Atmosphere, he added, is produced through three conditions. The first – essentially fake – distinction is between the inside and the outside.
“It’s a little bit like gated communities … you’re inside, the outside is not something that concerns us but there is a naturalised division between inside and outside.”
“It’s a little bit like gated communities … you’re inside, the outside is not something that concerns us.”
This distinction leads to the second condition: a kind of incubation “to bring the outside in”.
“How? As a threat? As otherness? As something we don’t want to be a part of, as something to remind us that we are better off in, in our little tennis club, in our small boutique … grocery store [that] doesn’t have everything but it is safe?”
There is a vested interest in maintaining this boundary.
The third condition is the impression of synthesis. This, he said, is the impression that within the atmosphere, everything that’s needed is there; the outside is not needed.
“We demonise the outside in such perfect detail that it becomes a part of our own atmosphere. We don’t want to change it.”
Some people within the atmosphere will venture outside and have their ideas changed or challenged, but most will generally return to that with which they’re comfortable.
Spatial justice
The third and final concept discussed at the lecture was spatial justice.
“ … it’s imperative [for it] to be thought of both as a legal tool, as a legal concept, as well as a spatial geographical concept,” said Philippopoulos-Mihalopoulos.
It is “the desire of two or more bodies to occupy the same space, at the same time”.
Spatial justice is a good thing, but it needs repetition to avoid coagulation or the risk of becoming a co-opted “tool of the various regimes”.
Philippopoulos-Mihalopoulos is interested in withdrawal as an act of resistance.
“I want to clarify that withdrawal isn’t a passive moment of ceding ethical priority to the other. It is a way of fighting for one’s ground by precisely changing the ground,” he explained.
Withdrawal is a radical move whereby you allow a regime to collapse while you are withdrawing. What follows is that spatial justice emerges when a “withdrawing body crosses into a differently oriented space in which the register of conflict might change”.
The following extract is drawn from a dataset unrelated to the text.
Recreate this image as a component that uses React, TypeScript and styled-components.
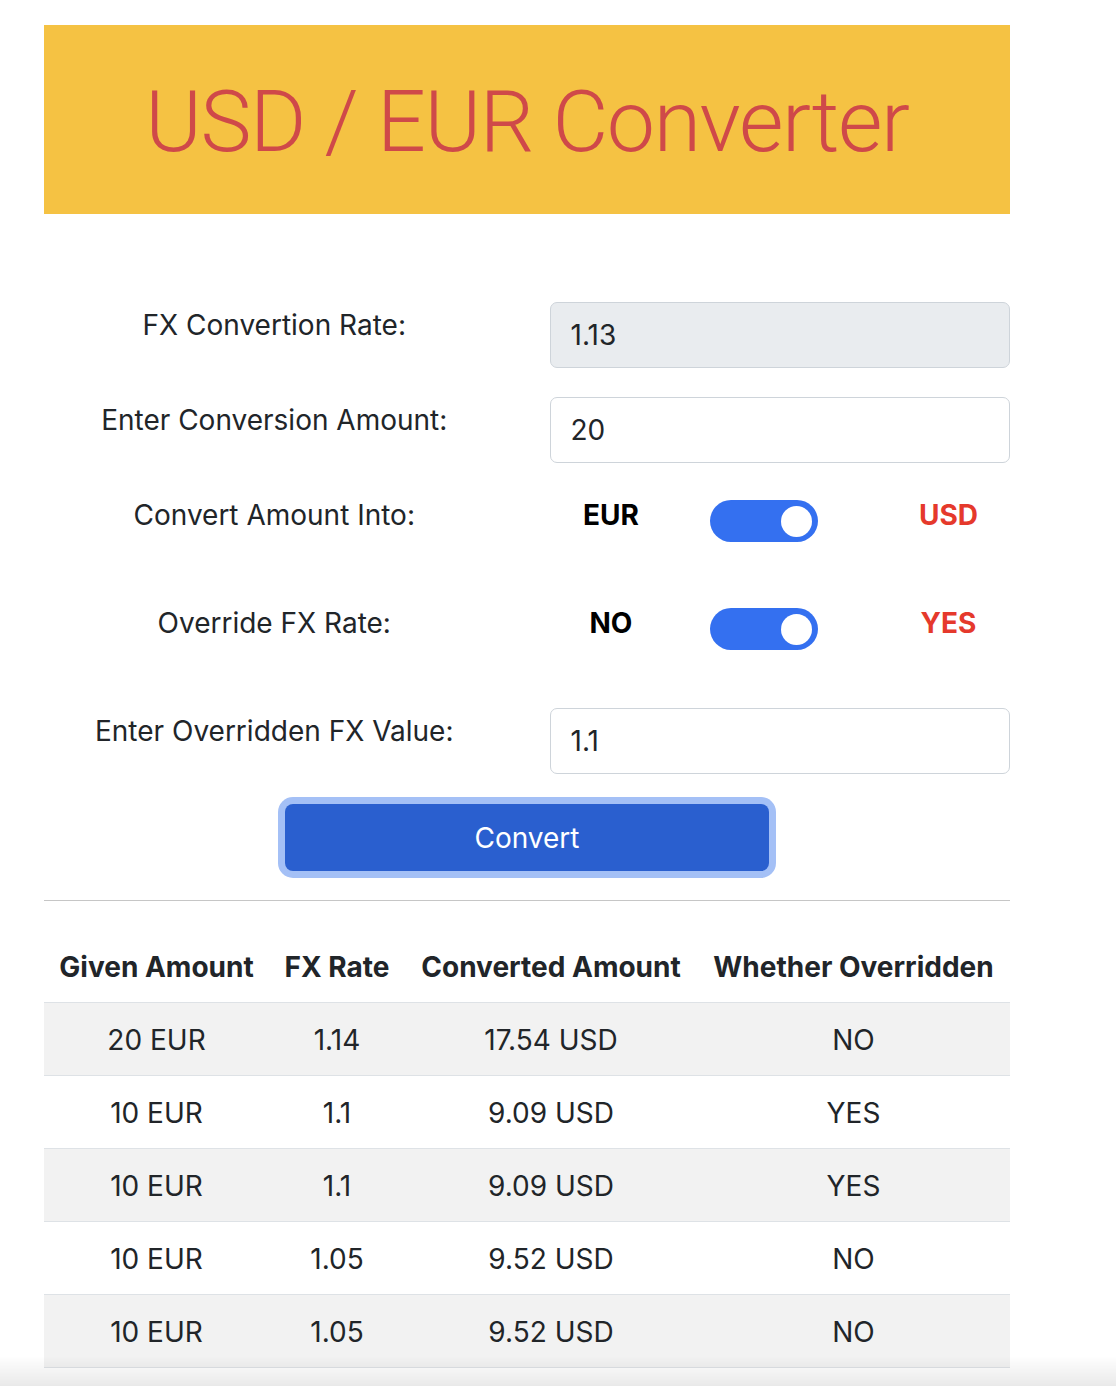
import React from "react";
import styled, { createGlobalStyle } from "styled-components";

const GlobalStyle = createGlobalStyle`
  html, body { margin: 0; padding: 0; background: #ffffff; }
  body {
    font-family: Inter, Roboto, "Liberation Sans", Arial, sans-serif;
    color: #212529;
    font-size: 28px;
    line-height: 1.5;
  }
  * { box-sizing: border-box; }
`;

const Page = styled.div`
  width: 966px;
  margin: 25px 0 0 44px;
  display: flex;
  flex-direction: column;
`;

const Banner = styled.header`
  height: 189px;
  background: #f5c243;
  display: flex;
  align-items: center;
  justify-content: center;
`;

const Title = styled.h1`
  margin: 4px 0 0 0;
  font-family: Roboto, "Liberation Sans", sans-serif;
  font-weight: 300;
  font-size: 86px;
  line-height: 1.2;
  color: #cf4949;
  letter-spacing: -1.4px;
`;

const Form = styled.div`
  display: flex;
  flex-direction: column;
  margin-top: 88px;
`;

const Row = styled.div<{ $gapBelow: number; $height: number }>`
  display: grid;
  grid-template-columns: 460.5px 460.5px;
  column-gap: 45px;
  height: ${(p) => p.$height}px;
  margin-bottom: ${(p) => p.$gapBelow}px;
`;

const Label = styled.label`
  text-align: center;
  padding-top: 3px;
  font-size: 28px;
  line-height: 40px;
  color: #212529;
`;

const Input = styled.input<{ $disabled?: boolean }>`
  width: 100%;
  height: 66px;
  border: 1px solid #ced4da;
  border-radius: 7px;
  padding: 0 20px;
  font-family: Inter, Roboto, "Liberation Sans", sans-serif;
  font-size: 28px;
  color: #212529;
  background: ${(p) => (p.$disabled ? "#e9ecef" : "#ffffff")};
  outline: none;
`;

const SwitchGroup = styled.div`
  display: grid;
  grid-template-columns: 123px 1fr 123px;
  align-items: start;
`;

const Option = styled.span<{ $active?: boolean }>`
  text-align: center;
  font-weight: 700;
  font-size: 28px;
  line-height: 40px;
  padding-top: 3px;
  color: ${(p) => (p.$active ? "#e5392c" : "#000000")};
`;

const SwitchCell = styled.div`
  padding: 8px 0 0 37.5px;
`;

const Track = styled.div`
  width: 108px;
  height: 42px;
  border-radius: 21px;
  background: #3470f0;
  position: relative;
`;

const Knob = styled.span`
  position: absolute;
  right: 6px;
  top: 5.5px;
  width: 31px;
  height: 31px;
  border-radius: 50%;
  background: #ffffff;
`;

const ButtonWrap = styled.div`
  display: flex;
  justify-content: center;
  margin-top: 30px;
`;

const ConvertButton = styled.button`
  width: 484px;
  height: 67px;
  border: none;
  border-radius: 8px;
  background: #2a5fcf;
  color: #ffffff;
  font-family: Inter, Roboto, "Liberation Sans", sans-serif;
  font-size: 28px;
  box-shadow: 0 0 0 7px #a4c0f6;
  cursor: pointer;
`;

const Divider = styled.hr`
  margin: 29px 0 0 0;
  border: none;
  border-top: 1.5px solid #c6c6c6;
  height: 0;
`;

const Table = styled.table`
  margin-top: 20px;
  width: 966px;
  border-collapse: collapse;
  table-layout: fixed;
`;

const HeadCell = styled.th`
  height: 81px;
  font-weight: 700;
  font-size: 28px;
  line-height: 40px;
  text-align: center;
  vertical-align: middle;
  padding: 26px 0 14px;
  color: #212529;
  white-space: nowrap;
  border-bottom: 1.5px solid #dee2e6;
`;

const BodyRow = styled.tr<{ $striped: boolean }>`
  background: ${(p) => (p.$striped ? "#f2f2f2" : "#ffffff")};
`;

const Cell = styled.td`
  height: 73px;
  font-size: 28px;
  line-height: 40px;
  text-align: center;
  vertical-align: middle;
  padding: 2px 0 0;
  color: #212529;
  border-bottom: 1.5px solid #dee2e6;
`;

const BottomShade = styled.div`
  position: fixed;
  left: 0;
  right: 0;
  bottom: 0;
  height: 30px;
  pointer-events: none;
  background: linear-gradient(to bottom, rgba(0, 0, 0, 0), rgba(0, 0, 0, 0.085));
`;

const rows = [
  ["20 EUR", "1.14", "17.54 USD", "NO"],
  ["10 EUR", "1.1", "9.09 USD", "YES"],
  ["10 EUR", "1.1", "9.09 USD", "YES"],
  ["10 EUR", "1.05", "9.52 USD", "NO"],
  ["10 EUR", "1.05", "9.52 USD", "NO"],
];

const Switch = ({ left, right }: { left: string; right: string }) => (
  <SwitchGroup>
    <Option>{left}</Option>
    <SwitchCell>
      <Track>
        <Knob />
      </Track>
    </SwitchCell>
    <Option $active>{right}</Option>
  </SwitchGroup>
);

export default function App() {
  return (
    <>
      <GlobalStyle />
      <Page>
        <Banner>
          <Title>USD / EUR Converter</Title>
        </Banner>
        <Form>
          <Row $height={65} $gapBelow={30}>
            <Label>FX Convertion Rate:</Label>
            <Input $disabled disabled defaultValue="1.13" />
          </Row>
          <Row $height={66} $gapBelow={29}>
            <Label>Enter Conversion Amount:</Label>
            <Input defaultValue="20" />
          </Row>
          <Row $height={50} $gapBelow={58}>
            <Label>Convert Amount Into:</Label>
            <Switch left="EUR" right="USD" />
          </Row>
          <Row $height={50} $gapBelow={58}>
            <Label>Override FX Rate:</Label>
            <Switch left="NO" right="YES" />
          </Row>
          <Row $height={66} $gapBelow={0}>
            <Label>Enter Overridden FX Value:</Label>
            <Input defaultValue="1.1" />
          </Row>
          <ButtonWrap>
            <ConvertButton>Convert</ConvertButton>
          </ButtonWrap>
        </Form>
        <Divider />
        <Table>
          <colgroup>
            <col style={{ width: 225 }} />
            <col style={{ width: 136 }} />
            <col style={{ width: 292 }} />
            <col style={{ width: 313 }} />
          </colgroup>
          <thead>
            <tr>
              <HeadCell>Given Amount</HeadCell>
              <HeadCell>FX Rate</HeadCell>
              <HeadCell>Converted Amount</HeadCell>
              <HeadCell>Whether Overridden</HeadCell>
            </tr>
          </thead>
          <tbody>
            {rows.map((r, i) => (
              <BodyRow key={i} $striped={i % 2 === 0}>
                {r.map((c, j) => (
                  <Cell key={j}>{c}</Cell>
                ))}
              </BodyRow>
            ))}
          </tbody>
        </Table>
      </Page>
      <BottomShade />
    </>
  );
}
“I want to clarify that withdrawal isn’t a passive moment of ceding ethical priority to the other. It is a way of fighting for one’s ground by precisely changing the ground.”
He said he found it impressive that South Africa is one of the few countries that refers to spatial justice as a principle in a major Act, namely the Spatial Planning and Land Use Management Act 16 of 2013.
In the South African context, he said, wanting to redress past spatial imbalances is “obviously understandable”. His view, however, differs.
“In the context of spatial justice – the way I try to define it – [it] is a trap. And this is why having spatial justice that tries to redress is violence.”
Organising according to a “haunting past”, which paralyses and is horrible for both sides, does not result in “great progress”.
“Spatial justice tries to think of the present … It talks about, essentially, not forgetting but perhaps finding … somewhere, a radical way of forgiving,” he said, emphasising the need for dialogue.
Philippopoulos-Mihalopoulos admits that there is no easy answer or solution.
“Spatial justice is never the final thing; it is always a new way of discussing.”
He concluded by saying that spaces are “haunted by our desire to belong and to exclude”, and these desires are, in fact, one. South Africa should reframe its spatial justice discussion to steer away from access to resources and rather to embrace the approach that sees “humans as a collectivity with what is called resources”.